Undercover police officers with binoculars watch suspects come and go, then radio to narcotics officers to stop them. When suspects cannot prove that they live in a building or are visiting a tenant, they are arrested for trespassing and searched. They are typically found to have small amounts of cocaine.
At the station house, the suspects are questioned and offered deals in return for information on drug trafficking or other crimes.
Still, two days with Inspector Sweeney this week showed how far he has to go to reach his goal of turning around the precinct he calls "the coke capital of the Western Hemisphere."
Most of Tuesday, he attended to plans for National Night Out, the annual effort to bring people and police officers into the streets together. He led a community march through the neighborhood that ended with a rally at Riverbank State Park.
Like a politician working the crowd, he courted good will, in one instance helping some boys get free passes to a roller-skating pavilion. But he left quickly after hearing a radio call about shots fired on Broadway at 152d Street in what sounded at first like a drug-related shooting.
A motorcycle rider had fired a pistol at a man standing in the doorway of a clothing store and then sped away.

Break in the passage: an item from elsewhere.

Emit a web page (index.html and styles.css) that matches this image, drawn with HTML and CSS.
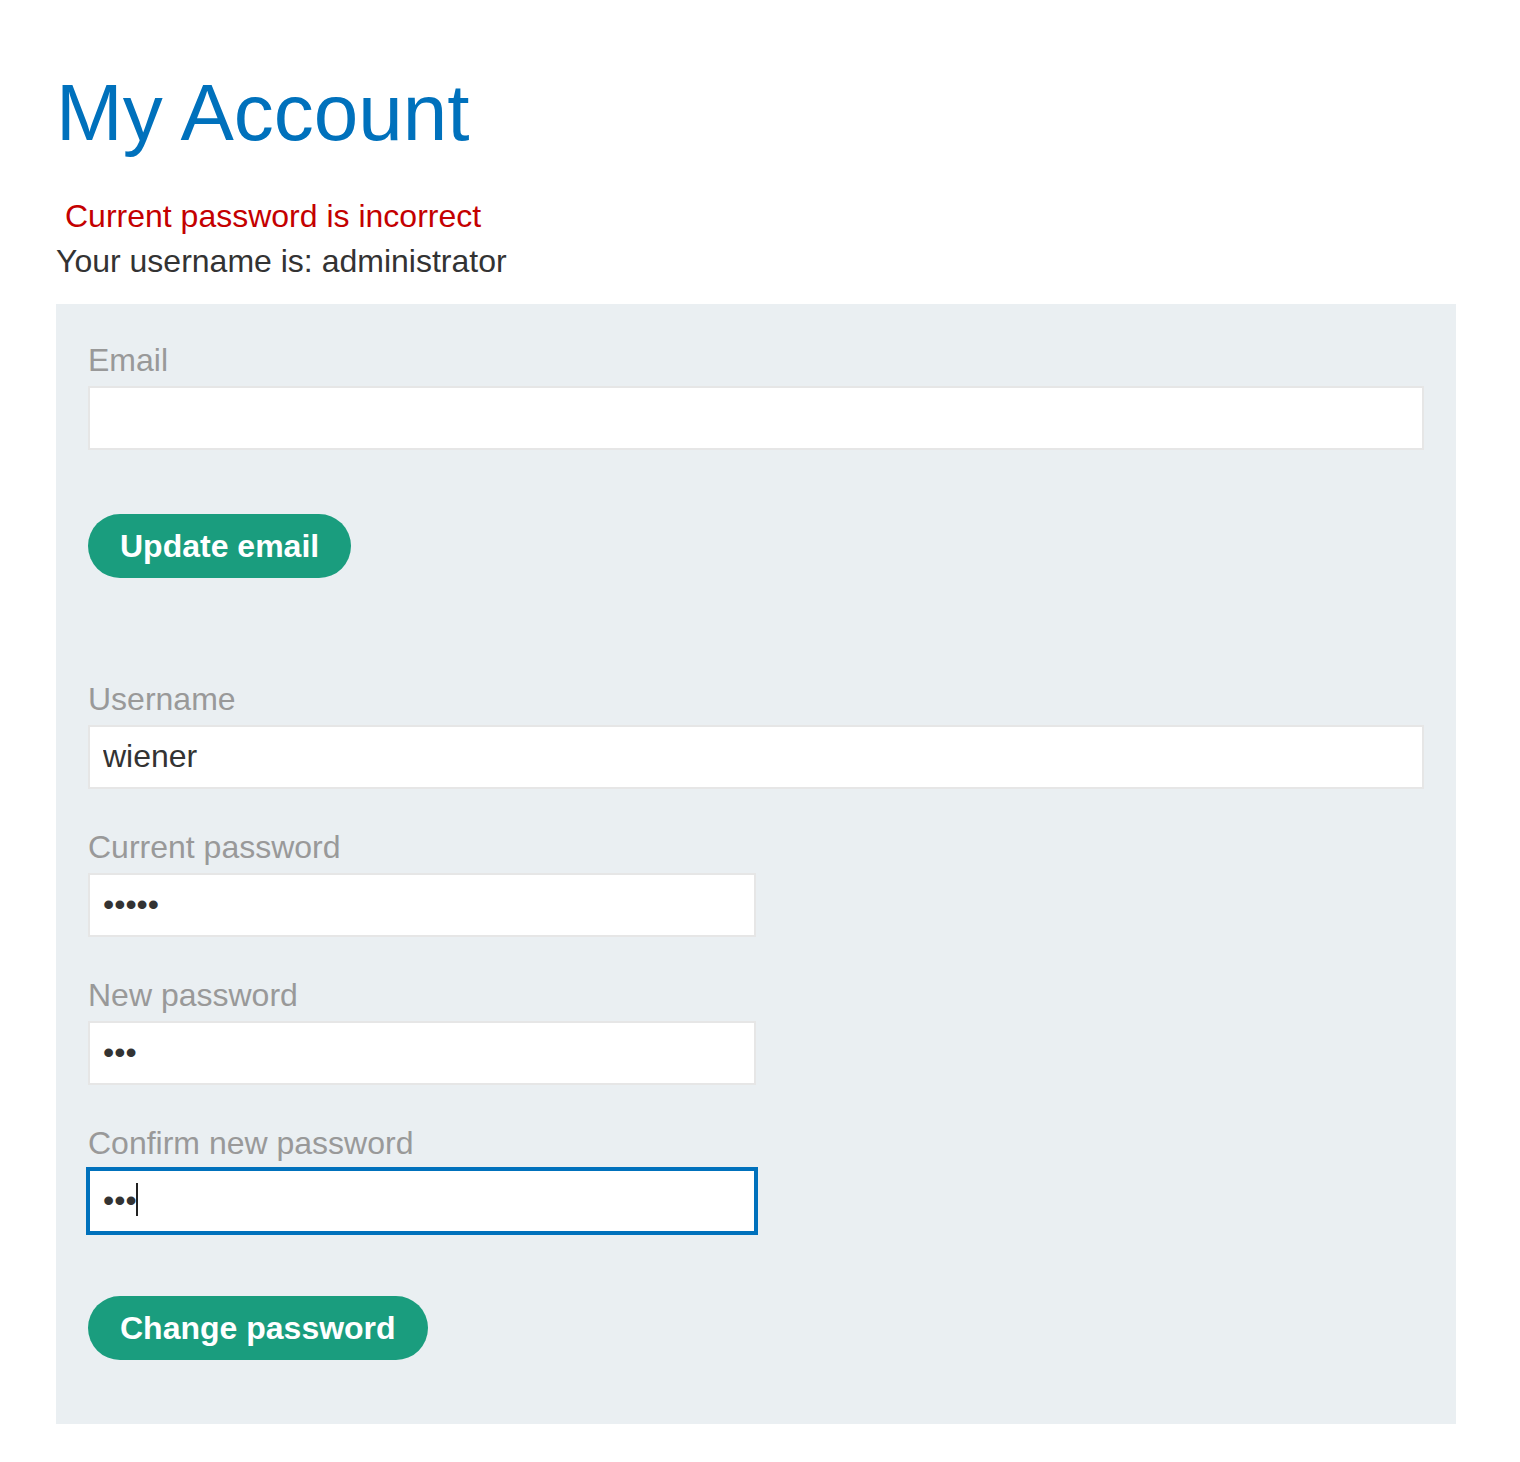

As he was driven to the scene, the inspector worried. "You don't want a crowd gathering, saying, 'Why not take him to the hospital?' " he said. "Then, the bottles come from the back of the crowd."
After learning that the rider had sped away, that no one had been hit by gunfire, and that the intended victim, wounded by flying glass, had been taken care of, Inspector Sweeney returned to the park for a cold hamburger.
Nightly Gunshots
Wednesday was a day of meetings. In one session, with a couple complaining of drug dealing on their block, he was delighted to hear that precinct telephone operators had become more polite and responsive. In another, he listened to six women who live near the intersection of Amsterdam Avenue and 140th Street complain of nightly gunshots and drug dealers so brazen that people could not pick tomatoes from their community garden in peace.
"Within a few months," Inspector Sweeney promised, "you'll see some improvement."
Outside the station house that day, he noticed an angry crowd on Broadway surrounding officers confiscating a red Chevrolet Blazer, its speakers blaring rap.
"That's our culture!" one man cried out. "Nobody ever died of loud music. And they are all white too!" As officers separated the loudest complainers from the rest of the crowd, Inspector Sweeney folded his arms and shook his head.
"You can't please all of the people all of the time," he said. Gradually, the crowd broke up, and he return to his desk and a pile of paperwork.